• TASK INSTRUCTIONS: Would you repeat the listing exactly but omit every picture?

===== RECORDED INFORMATION =====

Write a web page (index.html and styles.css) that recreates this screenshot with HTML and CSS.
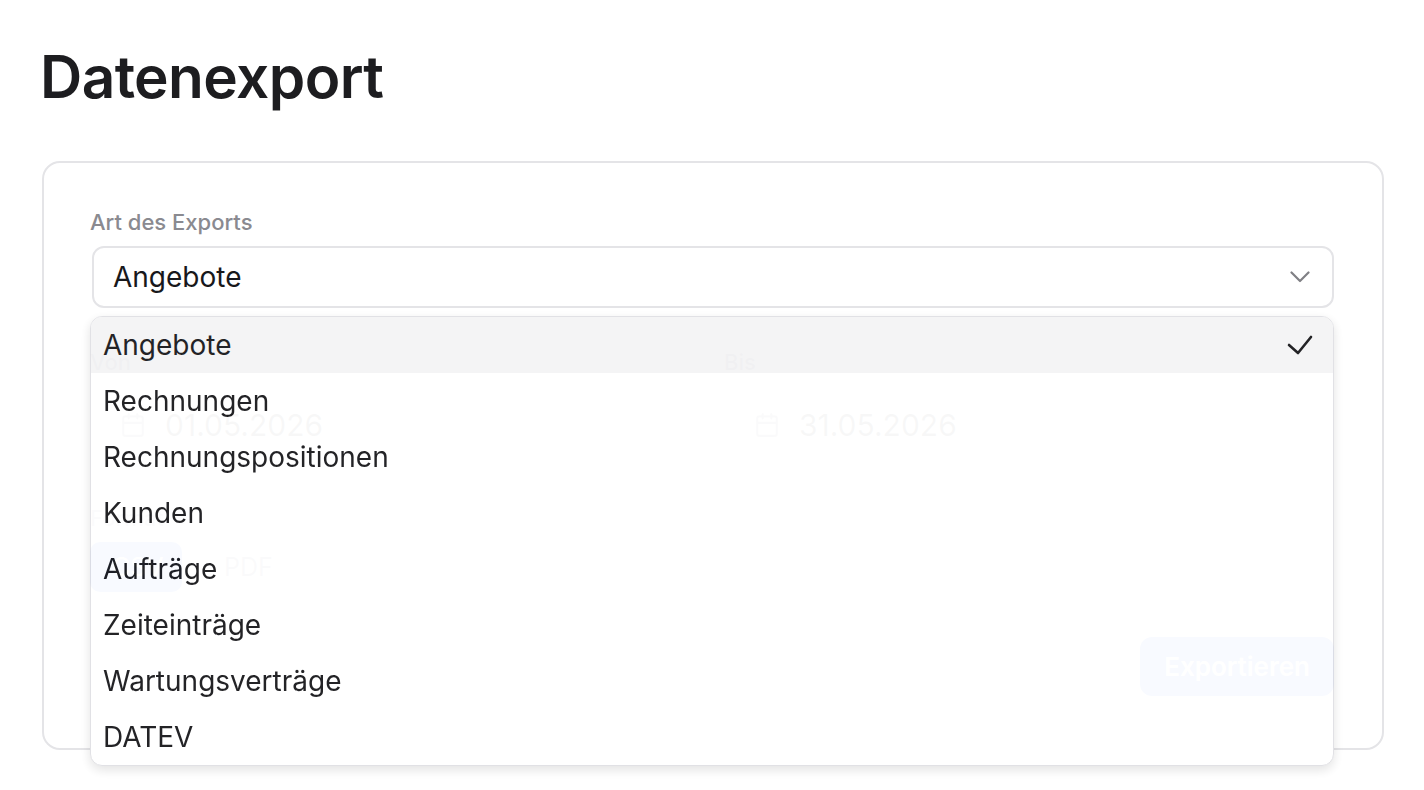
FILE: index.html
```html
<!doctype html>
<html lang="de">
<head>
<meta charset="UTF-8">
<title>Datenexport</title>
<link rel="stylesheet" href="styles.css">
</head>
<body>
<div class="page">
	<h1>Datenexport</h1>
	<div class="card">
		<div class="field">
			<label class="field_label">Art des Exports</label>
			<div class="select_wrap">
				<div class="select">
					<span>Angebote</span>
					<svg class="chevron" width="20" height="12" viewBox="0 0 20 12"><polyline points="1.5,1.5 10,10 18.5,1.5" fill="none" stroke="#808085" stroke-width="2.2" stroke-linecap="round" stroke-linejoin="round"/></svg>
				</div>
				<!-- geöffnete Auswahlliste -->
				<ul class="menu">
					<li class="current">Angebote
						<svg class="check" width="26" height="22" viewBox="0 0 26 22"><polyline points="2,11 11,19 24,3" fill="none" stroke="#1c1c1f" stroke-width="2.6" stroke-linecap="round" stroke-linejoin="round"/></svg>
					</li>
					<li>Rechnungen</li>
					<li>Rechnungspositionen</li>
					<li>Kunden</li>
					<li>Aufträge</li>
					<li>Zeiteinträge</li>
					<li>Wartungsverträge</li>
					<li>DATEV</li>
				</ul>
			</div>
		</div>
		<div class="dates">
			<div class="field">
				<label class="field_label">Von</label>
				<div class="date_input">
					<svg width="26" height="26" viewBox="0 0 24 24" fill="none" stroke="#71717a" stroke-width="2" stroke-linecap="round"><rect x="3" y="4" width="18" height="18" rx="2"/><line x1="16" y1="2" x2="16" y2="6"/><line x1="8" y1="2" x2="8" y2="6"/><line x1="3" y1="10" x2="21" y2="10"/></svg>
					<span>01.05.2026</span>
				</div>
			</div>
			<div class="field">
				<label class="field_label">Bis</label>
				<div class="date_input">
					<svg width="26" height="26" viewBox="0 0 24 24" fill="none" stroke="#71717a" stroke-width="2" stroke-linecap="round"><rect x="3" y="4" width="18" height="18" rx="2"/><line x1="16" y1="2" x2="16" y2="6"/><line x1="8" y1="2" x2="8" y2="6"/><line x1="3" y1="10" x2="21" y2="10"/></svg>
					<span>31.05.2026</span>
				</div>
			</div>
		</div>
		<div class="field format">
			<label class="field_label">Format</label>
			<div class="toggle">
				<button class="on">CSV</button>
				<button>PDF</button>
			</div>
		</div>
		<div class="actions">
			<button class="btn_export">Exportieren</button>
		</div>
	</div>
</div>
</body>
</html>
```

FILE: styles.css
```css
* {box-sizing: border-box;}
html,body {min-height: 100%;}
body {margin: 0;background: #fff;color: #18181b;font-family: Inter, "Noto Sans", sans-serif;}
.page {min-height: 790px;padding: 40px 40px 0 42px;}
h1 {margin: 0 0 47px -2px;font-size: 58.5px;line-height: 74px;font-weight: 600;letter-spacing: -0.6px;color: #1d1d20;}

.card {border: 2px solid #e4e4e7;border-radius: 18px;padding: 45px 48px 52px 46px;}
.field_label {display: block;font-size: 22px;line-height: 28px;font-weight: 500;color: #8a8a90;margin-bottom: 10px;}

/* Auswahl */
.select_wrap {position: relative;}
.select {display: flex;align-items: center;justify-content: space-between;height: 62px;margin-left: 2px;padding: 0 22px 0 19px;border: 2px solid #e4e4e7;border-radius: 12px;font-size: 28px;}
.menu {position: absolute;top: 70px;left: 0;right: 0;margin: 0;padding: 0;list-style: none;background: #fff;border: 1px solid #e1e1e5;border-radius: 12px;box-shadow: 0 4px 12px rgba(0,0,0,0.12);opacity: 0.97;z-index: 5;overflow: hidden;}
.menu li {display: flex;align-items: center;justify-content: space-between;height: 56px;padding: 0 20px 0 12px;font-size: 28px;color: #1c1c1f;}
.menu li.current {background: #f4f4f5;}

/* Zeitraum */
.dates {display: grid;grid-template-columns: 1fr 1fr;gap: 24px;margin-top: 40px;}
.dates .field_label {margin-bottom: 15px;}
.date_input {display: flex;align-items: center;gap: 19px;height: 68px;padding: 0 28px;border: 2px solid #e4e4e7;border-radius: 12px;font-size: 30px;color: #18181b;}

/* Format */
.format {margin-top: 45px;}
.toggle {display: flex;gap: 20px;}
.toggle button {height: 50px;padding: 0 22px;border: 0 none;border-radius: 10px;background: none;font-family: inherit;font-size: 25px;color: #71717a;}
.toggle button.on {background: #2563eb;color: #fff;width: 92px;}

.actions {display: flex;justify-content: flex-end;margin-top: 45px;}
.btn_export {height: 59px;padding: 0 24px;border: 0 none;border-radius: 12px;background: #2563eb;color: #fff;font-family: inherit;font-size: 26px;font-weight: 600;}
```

=====

• COMPLETED TASK:
Write a web page (index.html and styles.css) that recreates this screenshot with HTML and CSS.
FILE: index.html
```html
<!doctype html>
<html lang="de">
<head>
<meta charset="UTF-8">
<title>Datenexport</title>
<link rel="stylesheet" href="styles.css">
</head>
<body>
<div class="page">
	<h1>Datenexport</h1>
	<div class="card">
		<div class="field">
			<label class="field_label">Art des Exports</label>
			<div class="select_wrap">
				<div class="select">
					<span>Angebote</span>
					<svg class="chevron" width="20" height="12" viewBox="0 0 20 12"><polyline points="1.5,1.5 10,10 18.5,1.5" fill="none" stroke="#808085" stroke-width="2.2" stroke-linecap="round" stroke-linejoin="round"/></svg>
				</div>
				<!-- geöffnete Auswahlliste -->
				<ul class="menu">
					<li class="current">Angebote
						<svg class="check" width="26" height="22" viewBox="0 0 26 22"><polyline points="2,11 11,19 24,3" fill="none" stroke="#1c1c1f" stroke-width="2.6" stroke-linecap="round" stroke-linejoin="round"/></svg>
					</li>
					<li>Rechnungen</li>
					<li>Rechnungspositionen</li>
					<li>Kunden</li>
					<li>Aufträge</li>
					<li>Zeiteinträge</li>
					<li>Wartungsverträge</li>
					<li>DATEV</li>
				</ul>
			</div>
		</div>
		<div class="dates">
			<div class="field">
				<label class="field_label">Von</label>
				<div class="date_input">
					<svg width="26" height="26" viewBox="0 0 24 24" fill="none" stroke="#71717a" stroke-width="2" stroke-linecap="round"><rect x="3" y="4" width="18" height="18" rx="2"/><line x1="16" y1="2" x2="16" y2="6"/><line x1="8" y1="2" x2="8" y2="6"/><line x1="3" y1="10" x2="21" y2="10"/></svg>
					<span>01.05.2026</span>
				</div>
			</div>
			<div class="field">
				<label class="field_label">Bis</label>
				<div class="date_input">
					<svg width="26" height="26" viewBox="0 0 24 24" fill="none" stroke="#71717a" stroke-width="2" stroke-linecap="round"><rect x="3" y="4" width="18" height="18" rx="2"/><line x1="16" y1="2" x2="16" y2="6"/><line x1="8" y1="2" x2="8" y2="6"/><line x1="3" y1="10" x2="21" y2="10"/></svg>
					<span>31.05.2026</span>
				</div>
			</div>
		</div>
		<div class="field format">
			<label class="field_label">Format</label>
			<div class="toggle">
				<button class="on">CSV</button>
				<button>PDF</button>
			</div>
		</div>
		<div class="actions">
			<button class="btn_export">Exportieren</button>
		</div>
	</div>
</div>
</body>
</html>
```

FILE: styles.css
```css
* {box-sizing: border-box;}
html,body {min-height: 100%;}
body {margin: 0;background: #fff;color: #18181b;font-family: Inter, "Noto Sans", sans-serif;}
.page {min-height: 790px;padding: 40px 40px 0 42px;}
h1 {margin: 0 0 47px -2px;font-size: 58.5px;line-height: 74px;font-weight: 600;letter-spacing: -0.6px;color: #1d1d20;}

.card {border: 2px solid #e4e4e7;border-radius: 18px;padding: 45px 48px 52px 46px;}
.field_label {display: block;font-size: 22px;line-height: 28px;font-weight: 500;color: #8a8a90;margin-bottom: 10px;}

/* Auswahl */
.select_wrap {position: relative;}
.select {display: flex;align-items: center;justify-content: space-between;height: 62px;margin-left: 2px;padding: 0 22px 0 19px;border: 2px solid #e4e4e7;border-radius: 12px;font-size: 28px;}
.menu {position: absolute;top: 70px;left: 0;right: 0;margin: 0;padding: 0;list-style: none;background: #fff;border: 1px solid #e1e1e5;border-radius: 12px;box-shadow: 0 4px 12px rgba(0,0,0,0.12);opacity: 0.97;z-index: 5;overflow: hidden;}
.menu li {display: flex;align-items: center;justify-content: space-between;height: 56px;padding: 0 20px 0 12px;font-size: 28px;color: #1c1c1f;}
.menu li.current {background: #f4f4f5;}

/* Zeitraum */
.dates {display: grid;grid-template-columns: 1fr 1fr;gap: 24px;margin-top: 40px;}
.dates .field_label {margin-bottom: 15px;}
.date_input {display: flex;align-items: center;gap: 19px;height: 68px;padding: 0 28px;border: 2px solid #e4e4e7;border-radius: 12px;font-size: 30px;color: #18181b;}

/* Format */
.format {margin-top: 45px;}
.toggle {display: flex;gap: 20px;}
.toggle button {height: 50px;padding: 0 22px;border: 0 none;border-radius: 10px;background: none;font-family: inherit;font-size: 25px;color: #71717a;}
.toggle button.on {background: #2563eb;color: #fff;width: 92px;}

.actions {display: flex;justify-content: flex-end;margin-top: 45px;}
.btn_export {height: 59px;padding: 0 24px;border: 0 none;border-radius: 12px;background: #2563eb;color: #fff;font-family: inherit;font-size: 26px;font-weight: 600;}
```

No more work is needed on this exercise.